Eugene Gordon (1891–1974) was a major writer involved in the development of the burgeoning Black literary scene in Boston in the 1920s, an active player in the Harlem Renaissance, and a longtime member of the Communist Party. Despite his credentials as a reporter, editor, fiction writer, and political activist, he is rarely mentioned in studies of the Harlem Renaissance or Marxist politics. Here, Louis Parascandola has pulled together Gordon’s journalism, autobiographical writing, and fiction. This new collection, featuring both previously published pieces from a wide variety of publications as well as material that has never before been published, demonstrates his range and his skill while establishing his importance as a critical voice of his time.

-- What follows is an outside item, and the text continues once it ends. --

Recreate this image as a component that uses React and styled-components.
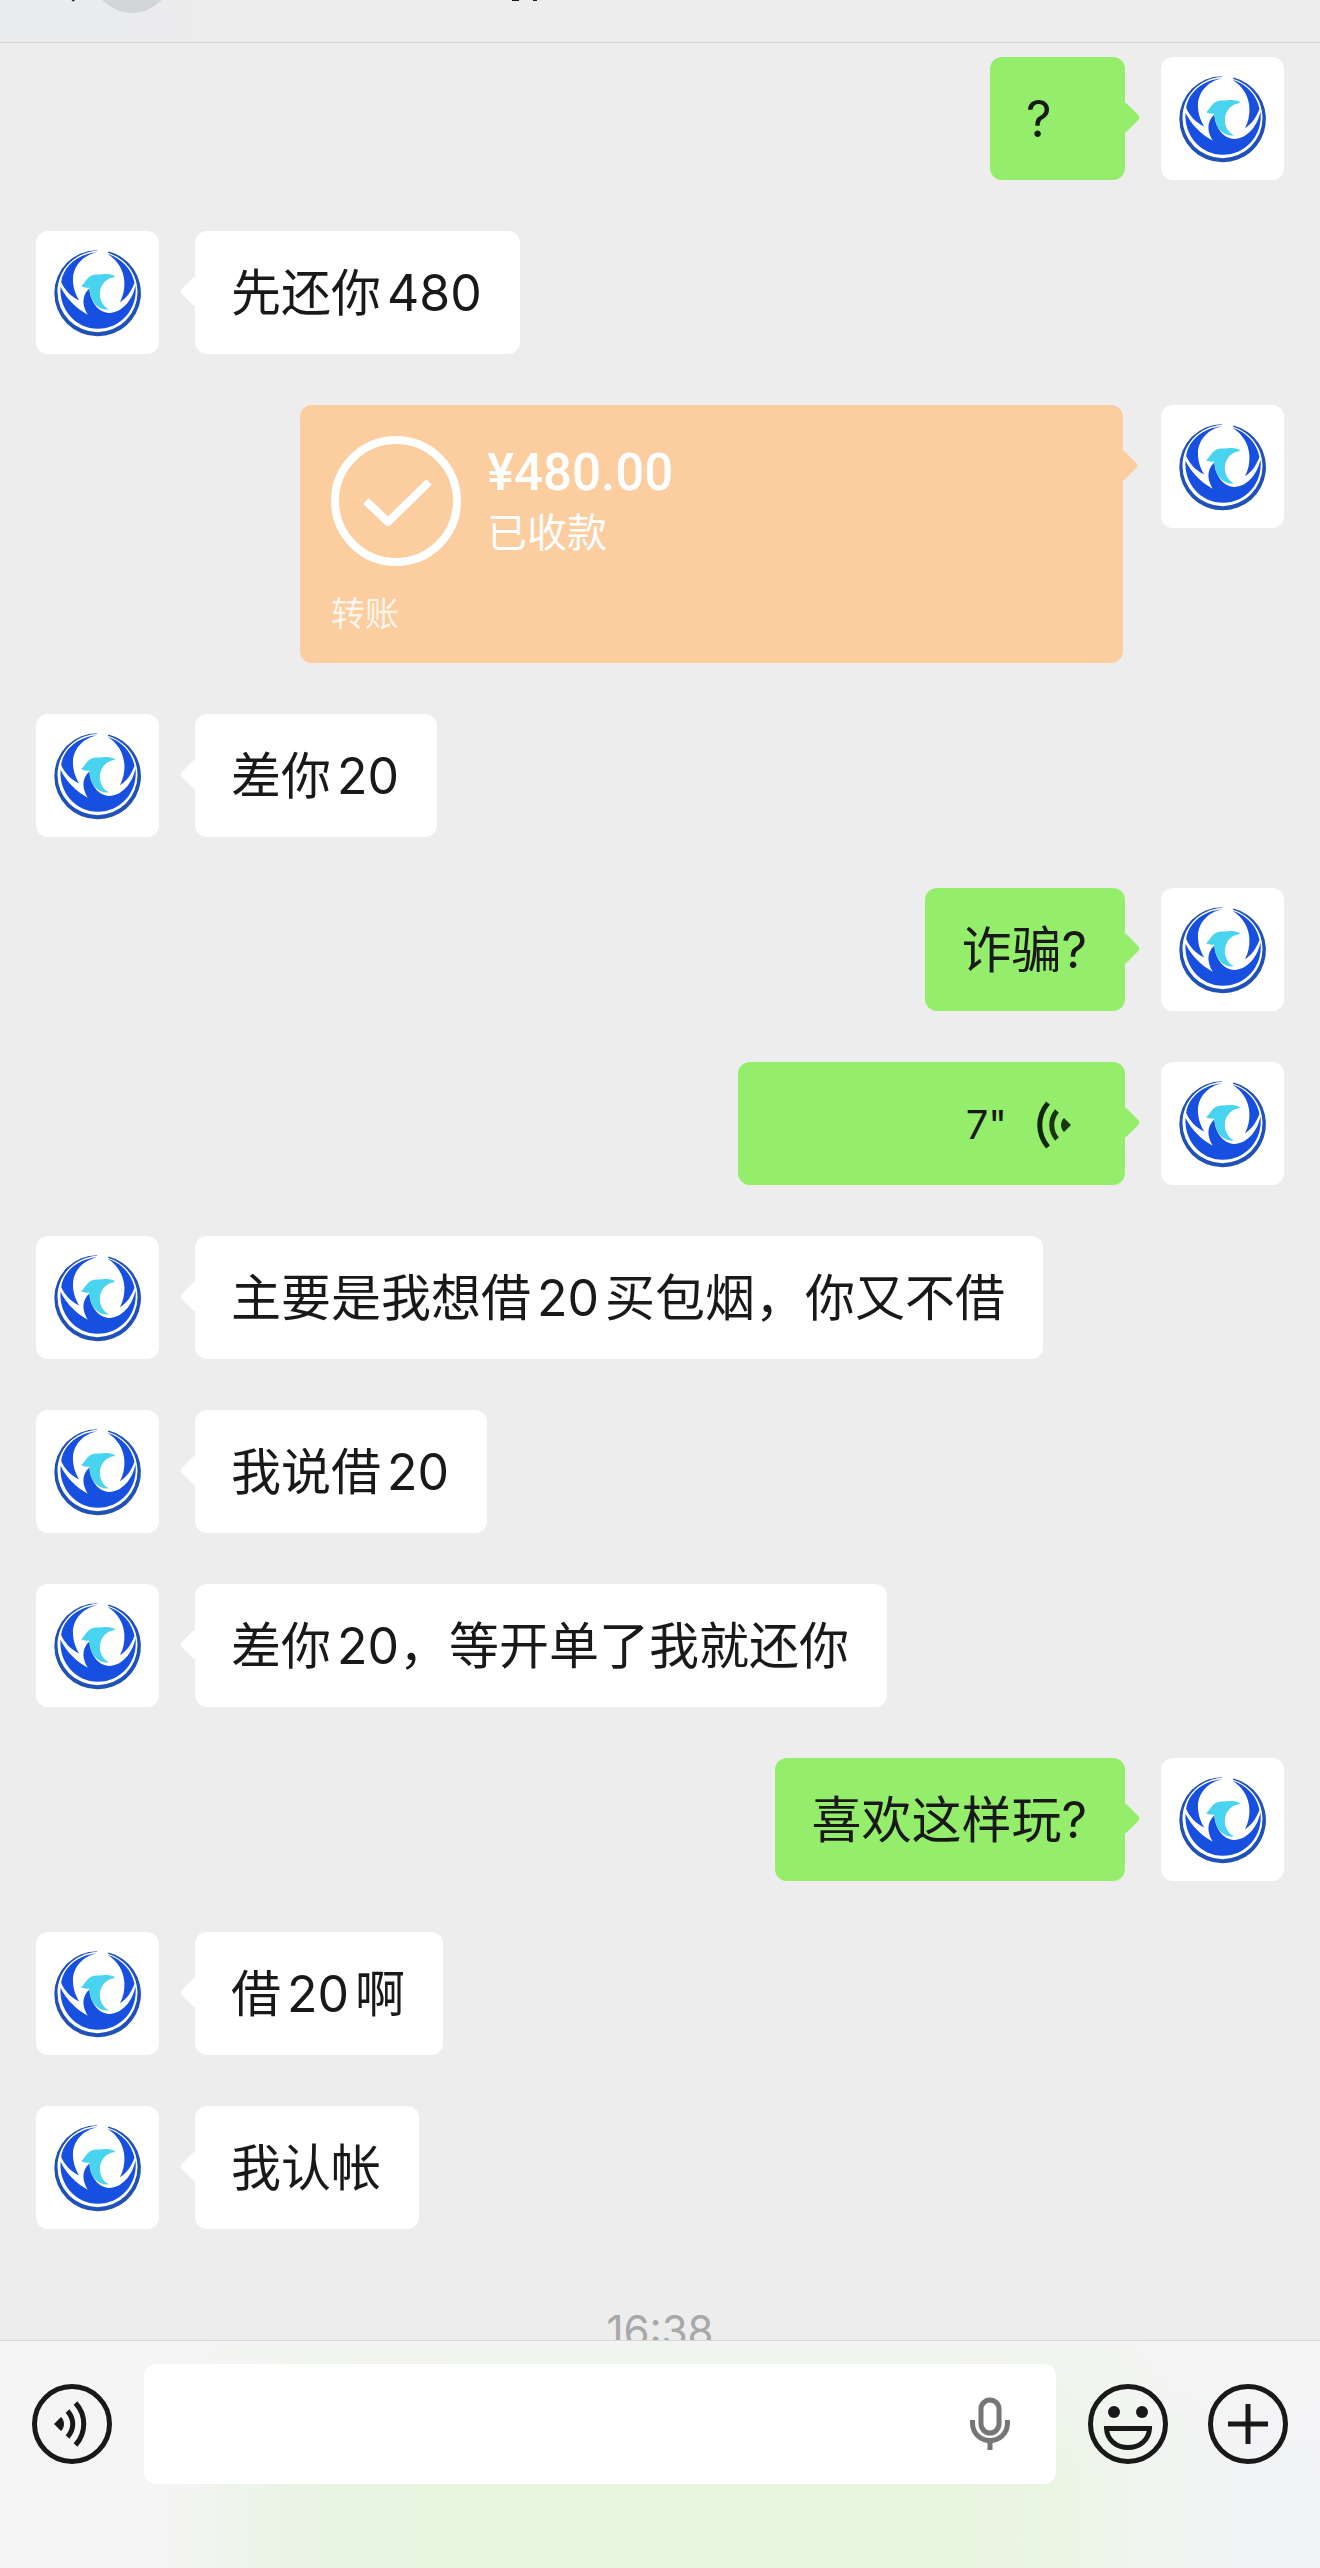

Gordon was born and raised in the South but made his way north at a young age. In Boston, he founded the Saturday Evening Quill Club, an African American literary group that included other notable writers such as Helene Johnson and Dorothy West. He later became editor of and contributor to two major publications coming out of the era: the Messenger and Opportunity: A Journal of Negro Life. As he grew more political, he joined the Communist Party in the 1930s and became editor of and contributor to the New Masses. Scholars looking to research him have struggled to find disparate writings to get a fuller sense of his literary stylings as well as his political commitments. This welcome new volume establishes Gordon as a significant, understudied figure.